§ **Information shown**:
══════════

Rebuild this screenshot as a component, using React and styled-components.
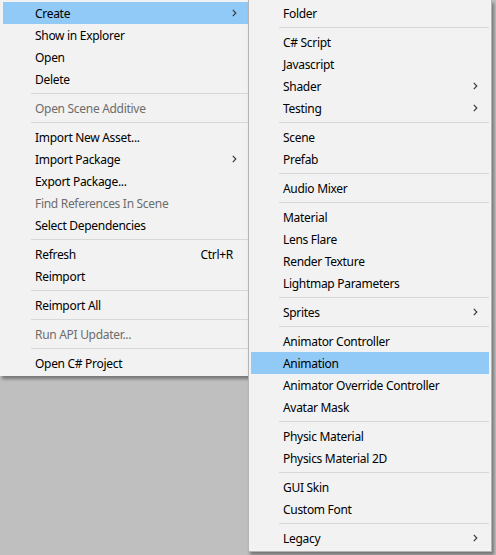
import React from "react";
import styled, { createGlobalStyle } from "styled-components";

const GlobalStyle = createGlobalStyle`
  html, body {
    margin: 0;
    padding: 0;
    background: #bfbfbf;
    width: 496px;
    height: 555px;
    overflow: hidden;
  }
  body {
    font-family: "Segoe UI", "Noto Sans", "Open Sans", sans-serif;
    font-size: 12px;
    -webkit-font-smoothing: antialiased;
  }
`;

const SEP = "-";

const mainItems = [
  { label: "Create", sub: true, active: true },
  { label: "Show in Explorer" },
  { label: "Open" },
  { label: "Delete" },
  SEP,
  { label: "Open Scene Additive", disabled: true },
  SEP,
  { label: "Import New Asset..." },
  { label: "Import Package", sub: true },
  { label: "Export Package..." },
  { label: "Find References In Scene", disabled: true },
  { label: "Select Dependencies" },
  SEP,
  { label: "Refresh", shortcut: "Ctrl+R" },
  { label: "Reimport" },
  SEP,
  { label: "Reimport All" },
  SEP,
  { label: "Run API Updater...", disabled: true },
  SEP,
  { label: "Open C# Project" },
];

const createItems = [
  { label: "Folder" },
  SEP,
  { label: "C# Script" },
  { label: "Javascript" },
  { label: "Shader", sub: true },
  { label: "Testing", sub: true },
  SEP,
  { label: "Scene" },
  { label: "Prefab" },
  SEP,
  { label: "Audio Mixer" },
  SEP,
  { label: "Material" },
  { label: "Lens Flare" },
  { label: "Render Texture" },
  { label: "Lightmap Parameters" },
  SEP,
  { label: "Sprites", sub: true },
  SEP,
  { label: "Animator Controller" },
  { label: "Animation", active: true },
  { label: "Animator Override Controller" },
  { label: "Avatar Mask" },
  SEP,
  { label: "Physic Material" },
  { label: "Physics Material 2D" },
  SEP,
  { label: "GUI Skin" },
  { label: "Custom Font" },
  SEP,
  { label: "Legacy", sub: true },
];

const Chevron = () => (
  <svg width="5" height="8" viewBox="0 0 5 8">
    <polyline
      points="0.8,0.8 3.8,4 0.8,7.2"
      fill="none"
      stroke="#3c3c3c"
      strokeWidth="1.2"
    />
  </svg>
);

const Menu = ({ items, className }) => (
  <Panel className={className}>
    {items.map((it, i) =>
      it === SEP ? (
        <Separator key={i} />
      ) : (
        <Row key={i} $active={it.active} $disabled={it.disabled}>
          <Label>{it.label}</Label>
          {it.shortcut && <Shortcut>{it.shortcut}</Shortcut>}
          {it.sub && (
            <Arrow>
              <Chevron />
            </Arrow>
          )}
        </Row>
      )
    )}
  </Panel>
);

export default function App() {
  return (
    <>
      <GlobalStyle />
      <Screen>
        <MainMenu items={mainItems} />
        <SubMenu items={createItems} />
      </Screen>
    </>
  );
}

const Screen = styled.div`
  display: flex;
  align-items: flex-start;
`;

const Panel = styled.div`
  background: #f2f2f2;
  padding: 2px 0;
  box-sizing: border-box;
  box-shadow: 2px 3px 3px rgba(0, 0, 0, 0.38);
`;

const MainMenu = styled(Menu)`
  width: 248px;
  padding-left: 3px;
  position: relative;
  z-index: 1;
`;

const SubMenu = styled(Menu)`
  width: 244px;
  padding: 2px;
  border: 1px solid #b4b4b4;
  border-top: none;
  position: relative;
  z-index: 2;
  margin-left: 0;
`;

const Row = styled.div`
  height: 22px;
  display: flex;
  align-items: center;
  padding-left: 32px;
  padding-right: 8px;
  background: ${(p) => (p.$active ? "#91c9f7" : "transparent")};
  color: ${(p) => (p.$disabled ? "#6d6d6d" : "#000000")};
  letter-spacing: -0.3px;
  white-space: nowrap;
`;

const Label = styled.span`
  flex: 1;
`;

const Shortcut = styled.span`
  margin-right: 7px;
`;

const Arrow = styled.span`
  display: flex;
  align-items: center;
  width: 8px;
  justify-content: flex-start;
`;

const Separator = styled.div`
  height: 1px;
  margin: 3px 0 3px 28px;
  background: #d7d7d7;
`;
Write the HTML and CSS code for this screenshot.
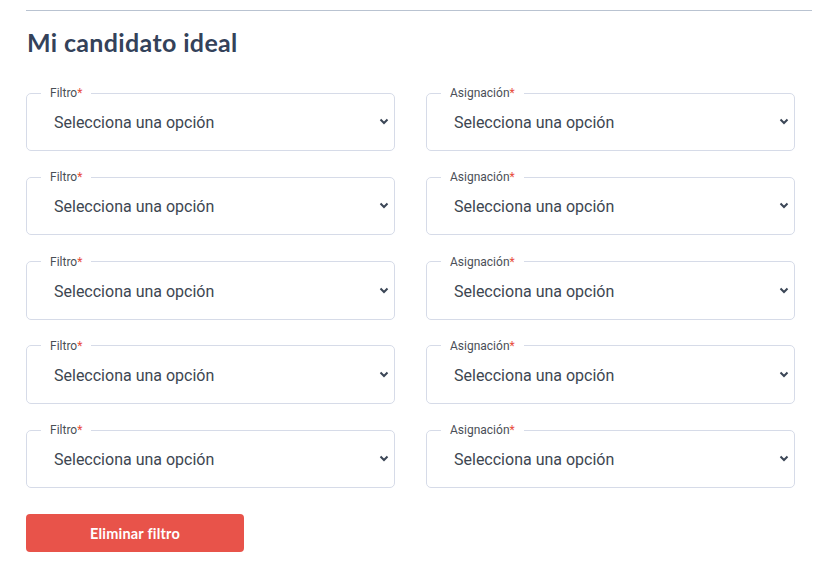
FILE: index.html
```html
<!DOCTYPE html>
<html lang="es">
<head>
<meta charset="utf-8">
<link rel="stylesheet" href="styles.css">
</head>
<body>
<div class="page">
  <div class="rule"></div>
  <h2 class="title">Mi candidato ideal</h2>
  <div class="grid">
    <fieldset class="field"><legend>Filtro<span class="req">*</span></legend><div class="control"><span class="value">Selecciona una opción</span><svg class="chev" width="10" height="7" viewBox="0 0 10 7"><path d="M1.5 1.5 L5 5 L8.5 1.5" fill="none" stroke="#3b4656" stroke-width="2"/></svg></div></fieldset>
    <fieldset class="field"><legend>Asignación<span class="req">*</span></legend><div class="control"><span class="value">Selecciona una opción</span><svg class="chev" width="10" height="7" viewBox="0 0 10 7"><path d="M1.5 1.5 L5 5 L8.5 1.5" fill="none" stroke="#3b4656" stroke-width="2"/></svg></div></fieldset>
    <fieldset class="field"><legend>Filtro<span class="req">*</span></legend><div class="control"><span class="value">Selecciona una opción</span><svg class="chev" width="10" height="7" viewBox="0 0 10 7"><path d="M1.5 1.5 L5 5 L8.5 1.5" fill="none" stroke="#3b4656" stroke-width="2"/></svg></div></fieldset>
    <fieldset class="field"><legend>Asignación<span class="req">*</span></legend><div class="control"><span class="value">Selecciona una opción</span><svg class="chev" width="10" height="7" viewBox="0 0 10 7"><path d="M1.5 1.5 L5 5 L8.5 1.5" fill="none" stroke="#3b4656" stroke-width="2"/></svg></div></fieldset>
    <fieldset class="field"><legend>Filtro<span class="req">*</span></legend><div class="control"><span class="value">Selecciona una opción</span><svg class="chev" width="10" height="7" viewBox="0 0 10 7"><path d="M1.5 1.5 L5 5 L8.5 1.5" fill="none" stroke="#3b4656" stroke-width="2"/></svg></div></fieldset>
    <fieldset class="field"><legend>Asignación<span class="req">*</span></legend><div class="control"><span class="value">Selecciona una opción</span><svg class="chev" width="10" height="7" viewBox="0 0 10 7"><path d="M1.5 1.5 L5 5 L8.5 1.5" fill="none" stroke="#3b4656" stroke-width="2"/></svg></div></fieldset>
    <fieldset class="field"><legend>Filtro<span class="req">*</span></legend><div class="control"><span class="value">Selecciona una opción</span><svg class="chev" width="10" height="7" viewBox="0 0 10 7"><path d="M1.5 1.5 L5 5 L8.5 1.5" fill="none" stroke="#3b4656" stroke-width="2"/></svg></div></fieldset>
    <fieldset class="field"><legend>Asignación<span class="req">*</span></legend><div class="control"><span class="value">Selecciona una opción</span><svg class="chev" width="10" height="7" viewBox="0 0 10 7"><path d="M1.5 1.5 L5 5 L8.5 1.5" fill="none" stroke="#3b4656" stroke-width="2"/></svg></div></fieldset>
    <fieldset class="field"><legend>Filtro<span class="req">*</span></legend><div class="control"><span class="value">Selecciona una opción</span><svg class="chev" width="10" height="7" viewBox="0 0 10 7"><path d="M1.5 1.5 L5 5 L8.5 1.5" fill="none" stroke="#3b4656" stroke-width="2"/></svg></div></fieldset>
    <fieldset class="field"><legend>Asignación<span class="req">*</span></legend><div class="control"><span class="value">Selecciona una opción</span><svg class="chev" width="10" height="7" viewBox="0 0 10 7"><path d="M1.5 1.5 L5 5 L8.5 1.5" fill="none" stroke="#3b4656" stroke-width="2"/></svg></div></fieldset>
  </div>
  <button class="btn">Eliminar filtro</button>
</div>
</body>
</html>
```
FILE: styles.css
```css
html, body {
  margin: 0;
  padding: 0;
  background: #ffffff;
}
.page {
  padding: 10px 2px 0 26px;
  font-family: Roboto, "Liberation Sans", sans-serif;
}
.rule {
  height: 1px;
  background: #b9c3d1;
}
.title {
  margin: 16px 0 0 1px;
  font-family: Lato, "Open Sans", sans-serif;
  font-weight: 700;
  font-size: 25px;
  letter-spacing: 0.35px;
  line-height: 30px;
  color: #34425a;
}
.grid {
  display: grid;
  grid-template-columns: 369px 369px;
  column-gap: 31px;
  row-gap: 19.25px;
  margin-top: 29px;
}
.field {
  margin: 0;
  padding: 0 5px 5px 14px;
  border: 1px solid #d6dbe8;
  border-radius: 5px;
  min-width: 0;
}
.field legend {
  padding: 0 9px;
  font-size: 12px;
  line-height: 14px;
  color: #4a4f57;
}
.req {
  color: #e74c3c;
}
.control {
  height: 45px;
  display: flex;
  align-items: center;
  justify-content: space-between;
  padding-left: 13px;
}
.value {
  font-size: 16px;
  color: #3d4651;
}
.chev {
  display: block;
  margin-top: -2px;
}
.btn {
  display: block;
  margin-top: 26px;
  width: 218px;
  height: 38px;
  border: none;
  border-radius: 4px;
  background: #e8534a;
  color: #ffffff;
  font-family: Lato, "Open Sans", sans-serif;
  font-weight: 700;
  font-size: 14.5px;
  letter-spacing: 0.2px;
}
```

══════════

§ **What is needed**: Return only those lines of the records that contain the string "components".

§ **Solved problem**:
Rebuild this screenshot as a component, using React and styled-components.
import styled, { createGlobalStyle } from "styled-components";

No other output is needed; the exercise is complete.